De acordo com Avelleda, o uso do automóvel deve ser restringido nos planos diretores. A regra de limitação da garagem nos edifícios residenciais construídos próximos às vias dotadas de transporte público, como estações de metrô ou de trem e corredores de ônibus, atende a esse propósito de desestimular a utilização do automóvel. “A maior parte das viagens de carro é feita por uma pessoa apenas. Muitas delas são dispensáveis, já que, para pequenas distâncias, é possível caminhar ou pedalar”, observa Avelleda. “Daí a importância de contar com calçadas mais seguras e variedade de ciclovias com manutenção constante. A meta deve ser restringir as viagens por automóveis, incluindo os elétricos, mesmo porque esses últimos ocupam, assim como os movidos a combustíveis fósseis, muito espaço nas ruas e avenidas.”
A ideia de justiça climática, reconhecendo que os impactos das mudanças no clima são mais severos para os grupos vulneráveis, tem se fortalecido nas discussões globais. A COP28, realizada em Dubai entre os dias 30 de novembro e 12 de dezembro, abordou, assim como no ano passado, formas de mitigar esses efeitos nos países pobres e em desenvolvimento.
“A justiça climática precisa ser contemplada também no planejamento urbano, por meio do plano diretor e de outras políticas públicas, com ações voltadas para proteger essas pessoas vulneráveis e integrá-las de forma sustentável à vida nas cidades. O trabalho tão distante da moradia, consumindo horas diárias da vida dos cidadãos, vai na contramão desse objetivo”, analisa Costa.
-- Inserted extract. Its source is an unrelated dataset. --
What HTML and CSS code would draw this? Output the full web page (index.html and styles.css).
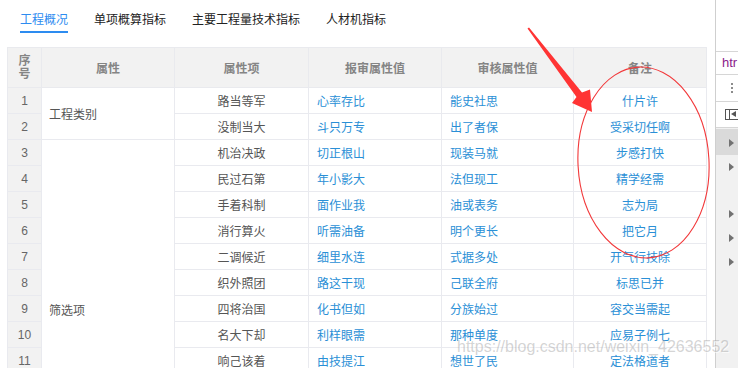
FILE: index.html
```html
<!DOCTYPE html>
<html lang="zh">
<head>
<meta charset="utf-8">
<link rel="stylesheet" href="styles.css">
</head>
<body>
<div class="page">
  <div class="main">
    <div class="tabs">
      <div class="tab active">工程概况</div>
      <div class="tab">单项概算指标</div>
      <div class="tab">主要工程量技术指标</div>
      <div class="tab">人材机指标</div>
    </div>
    <table class="grid">
      <colgroup>
        <col class="c-idx"><col class="c-attr"><col class="c-item"><col class="c-rep"><col class="c-aud"><col class="c-note">
      </colgroup>
      <thead>
        <tr><th class="idx-h">序<br>号</th><th>属性</th><th>属性项</th><th>报审属性值</th><th>审核属性值</th><th>备注</th></tr>
      </thead>
      <tbody>
        <tr><td class="idx">1</td><td class="attr" rowspan="2">工程类别</td><td class="item">路当等军</td><td class="val">心率存比</td><td class="val">能史社思</td><td class="note">什片许</td></tr>
        <tr><td class="idx">2</td><td class="item">没制当大</td><td class="val">斗只万专</td><td class="val">出了者保</td><td class="note">受采切任啊</td></tr>
        <tr><td class="idx">3</td><td class="attr attr-long" rowspan="9">筛选项</td><td class="item">机治决政</td><td class="val">切正根山</td><td class="val">现装马就</td><td class="note">步感打快</td></tr>
        <tr><td class="idx">4</td><td class="item">民过石第</td><td class="val">年小影大</td><td class="val">法但现工</td><td class="note">精学经需</td></tr>
        <tr><td class="idx">5</td><td class="item">手着科制</td><td class="val">面作业我</td><td class="val">油或表务</td><td class="note">志为局</td></tr>
        <tr><td class="idx">6</td><td class="item">消行算火</td><td class="val">听需油备</td><td class="val">明个更长</td><td class="note">把它月</td></tr>
        <tr><td class="idx">7</td><td class="item">二调候近</td><td class="val">细里水连</td><td class="val">式据多处</td><td class="note">开气行技除</td></tr>
        <tr><td class="idx">8</td><td class="item">织外照团</td><td class="val">路这干现</td><td class="val">己联全府</td><td class="note">标思已并</td></tr>
        <tr><td class="idx">9</td><td class="item">四将治国</td><td class="val">化书但如</td><td class="val">分族始过</td><td class="note">容交当需起</td></tr>
        <tr><td class="idx">10</td><td class="item">名大下却</td><td class="val">利样眼需</td><td class="val">那种单度</td><td class="note">应易子例七</td></tr>
        <tr><td class="idx">11</td><td class="item">响己该着</td><td class="val">由技提江</td><td class="val">想世了民</td><td class="note">定法格道者</td></tr>
      </tbody>
    </table>
  </div>
  <div class="devtools">
    <div class="dt-top"></div>
    <div class="dt-tab">htr</div>
    <div class="dt-dots"><span></span><span></span><span></span></div>
    <div class="dt-dock"><span class="dock-box"><span class="dock-tri"></span></span></div>
    <div class="dt-tree">
      <div class="dt-row sel"><span class="tri"></span></div>
      <div class="dt-row"><span class="tri"></span></div>
      <div class="dt-row empty"></div>
      <div class="dt-row"><span class="tri"></span></div>
      <div class="dt-row"><span class="tri"></span></div>
      <div class="dt-row"><span class="tri"></span></div>
    </div>
  </div>
  <svg class="annot" width="738" height="368" viewBox="0 0 738 368">
    <ellipse cx="643.5" cy="162.5" rx="65.5" ry="95.5" fill="none" stroke="#f2383a" stroke-width="1.1" transform="rotate(-3 643.5 162.5)"/>
    <polygon points="527.5,28.5 529,27.5 582,92.5 590,89.5 592,112 572,103 576.5,97" fill="#ff3434"/>
  </svg>
  <div class="watermark">https://blog.csdn.net/weixin_42636552</div>
</div>
</body>
</html>
```
FILE: styles.css
```css
* { box-sizing: border-box; }
html, body { margin: 0; padding: 0; }
body {
  font-family: "Liberation Sans", "Noto Sans CJK SC", sans-serif;
  font-size: 12px;
  color: #333;
  background: #fff;
}
.page {
  position: relative;
  width: 738px;
  height: 368px;
  overflow: hidden;
  display: flex;
}
.main {
  width: 715px;
  flex: none;
  padding-left: 7px;
}
.tabs {
  display: flex;
  gap: 26px;
  padding-left: 13px;
  height: 47px;
}
.tab {
  padding-top: 10px;
  line-height: 21px;
  height: 33px;
  color: #222;
  border-bottom: 2px solid transparent;
  white-space: nowrap;
}
.tab.active {
  color: #2d8cf0;
  border-bottom-color: #2d8cf0;
}
.grid {
  width: 699px;
  table-layout: fixed;
  border-collapse: collapse;
}
.c-idx { width: 34px; }
.c-attr { width: 133px; }
.c-item { width: 134px; }
.c-rep { width: 133px; }
.c-aud { width: 132px; }
.c-note { width: 133px; }
.grid th {
  height: 40px;
  background: #f2f2f2;
  color: #858585;
  font-weight: bold;
  border: 1px solid #e9eaee;
  padding: 0;
  text-align: center;
  vertical-align: middle;
}
.grid th.idx-h { line-height: 13px; }
.grid td {
  height: 26px;
  padding: 0;
  border: 1px solid #e9eaef;
  white-space: nowrap;
  vertical-align: middle;
}
.grid td.idx {
  background: #f2f2f2;
  color: #666;
  text-align: center;
}
.grid td.attr { color: #555; padding-left: 7px; }
.grid td.attr-long { vertical-align: top; padding-top: 161px; }
.grid td.item { color: #555; text-align: center; }
.grid td.val { color: #2a8fd6; padding-left: 8px; }
.grid td.note { color: #2a8fd6; text-align: center; }

.devtools {
  flex: 1;
  border-left: 1px solid #cfcfcf;
  display: flex;
  flex-direction: column;
  background: #fff;
}
.dt-top { height: 52px; border-bottom: 1px solid #d6d6d6; }
.dt-tab {
  height: 23px;
  border-bottom: 1px solid #d6d6d6;
  color: #8a1a8a;
  font-size: 13px;
  line-height: 22px;
  padding-left: 6px;
  white-space: nowrap;
  overflow: hidden;
}
.dt-dots {
  height: 27px;
  border-bottom: 1px solid #d6d6d6;
  display: flex;
  flex-direction: column;
  align-items: flex-start;
  justify-content: center;
  gap: 2px;
  padding-left: 15px;
}
.dt-dots span { width: 2px; height: 2px; background: #666; border-radius: 1px; }
.dt-dock {
  height: 26px;
  border-bottom: 1px solid #d6d6d6;
  padding-left: 9px;
  display: flex;
  align-items: center;
}
.dock-box {
  width: 16px;
  height: 11px;
  border: 1px solid #555;
  border-right: none;
  position: relative;
}
.dock-box::before {
  content: "";
  position: absolute;
  left: 3px; top: 0; bottom: 0;
  border-left: 1px solid #555;
}
.dock-tri {
  position: absolute;
  left: 5px; top: 1px;
  border-top: 3.5px solid transparent;
  border-bottom: 3.5px solid transparent;
  border-right: 5px solid #555;
}
.dt-tree { flex: 1; background: #f1f1f1; padding-top: 1px; }
.dt-row { height: 24px; display: flex; align-items: center; padding-left: 13px; }
.dt-row.sel { background: #dadada; height: 26px; padding-top: 1px; }
.dt-row.empty { height: 23px; }
.tri {
  border-top: 4px solid transparent;
  border-bottom: 4px solid transparent;
  border-left: 5px solid #727272;
}
.annot { position: absolute; left: 0; top: 0; pointer-events: none; }
.watermark {
  position: absolute;
  left: 457px;
  top: 338px;
  font-family: "Liberation Sans", sans-serif;
  font-size: 16px;
  color: rgba(160, 160, 160, 0.45);
  text-shadow: 1px 1px 0 rgba(255, 255, 255, 0.7);
  white-space: nowrap;
  pointer-events: none;
}
```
“O mérito do seminário foi trazer visões diversas sobre políticas públicas voltadas para reduzir a emissão de carbono. As cidades são as grandes responsáveis pela carbonização, com o transporte respondendo por mais de 60% das emissões de gases de efeito estufa”, afirma Avelleda. “O uso do solo é igualmente relevante para que as pessoas não precisem se deslocar tanto para trabalhar. Uma linha de metrô deve ser entendida como uma nova centralidade econômica, promovendo, ao mesmo tempo, moradia e trabalho ao redor das estações”, finaliza.